Commenting on the potential consequences of a prolonged lower oil price on exploration and production firms, Mark Andrews, UK Head of Oil & Gas at KPMG says:“As the oil price begins dipping below US$40 a barrel, and with no sign of a recovery in the short term, it is turning into the nightmare before Christmas for the sector. Companies with cashflow constraints or large debt burdens are concluding that weathering the storm of low prices may not be possible for the length of time now forecast.  They are now considering M&A at valuations closer to those of buyers, who have until recently kept their powder dry, and we therefore expect an increase in deal flow across the sector.”

“The continued low price has also cemented the idea that ‘lower for longer’ is here to stay in 2016 and hence, the willingness, and ability, of companies to continue to operate marginal fields is reducing.
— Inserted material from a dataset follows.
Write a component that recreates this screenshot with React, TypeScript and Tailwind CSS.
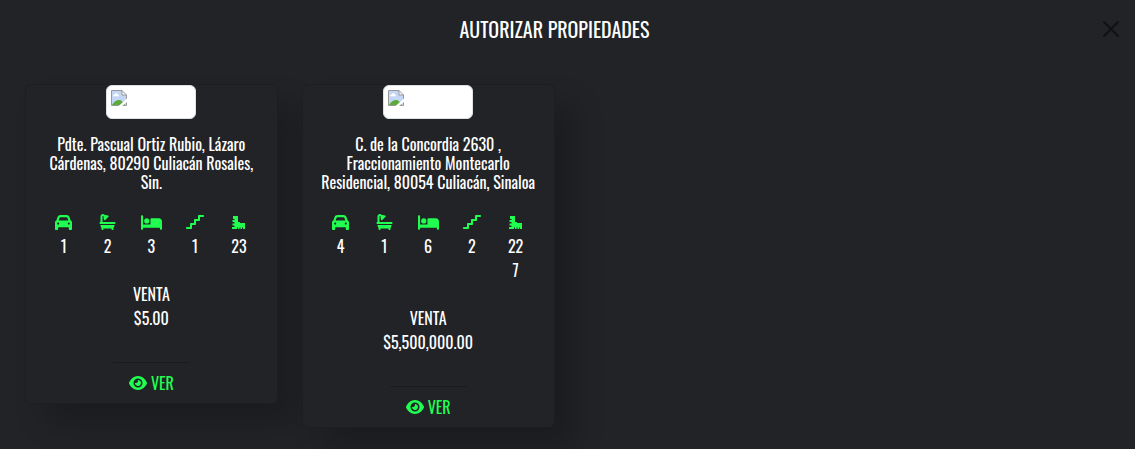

In some instances, this will result in earlier than anticipated cessation of production and the acceleration of the associated decommissioning burden. The impact could be a domino effect, raising the very real possibility of significant resources being left in the ground, as the cost of maintaining ageing infrastructure mounts for certain mature, late life assets that remain active.”

Alan Kennedy, UK Lead Partner for Oil Field Services at KPMG adds:“While only a short term movement, the latest price fluctuation adds to the climate of uncertainty in the service sector at a time in the year when normally oil companies and their service suppliers are typically firming up plans and budgets for the forthcoming year.  The wider concern is that this further price wobble and uncertainty leads to more inaction and delays, which in themselves contribute to the downturn in overall activity."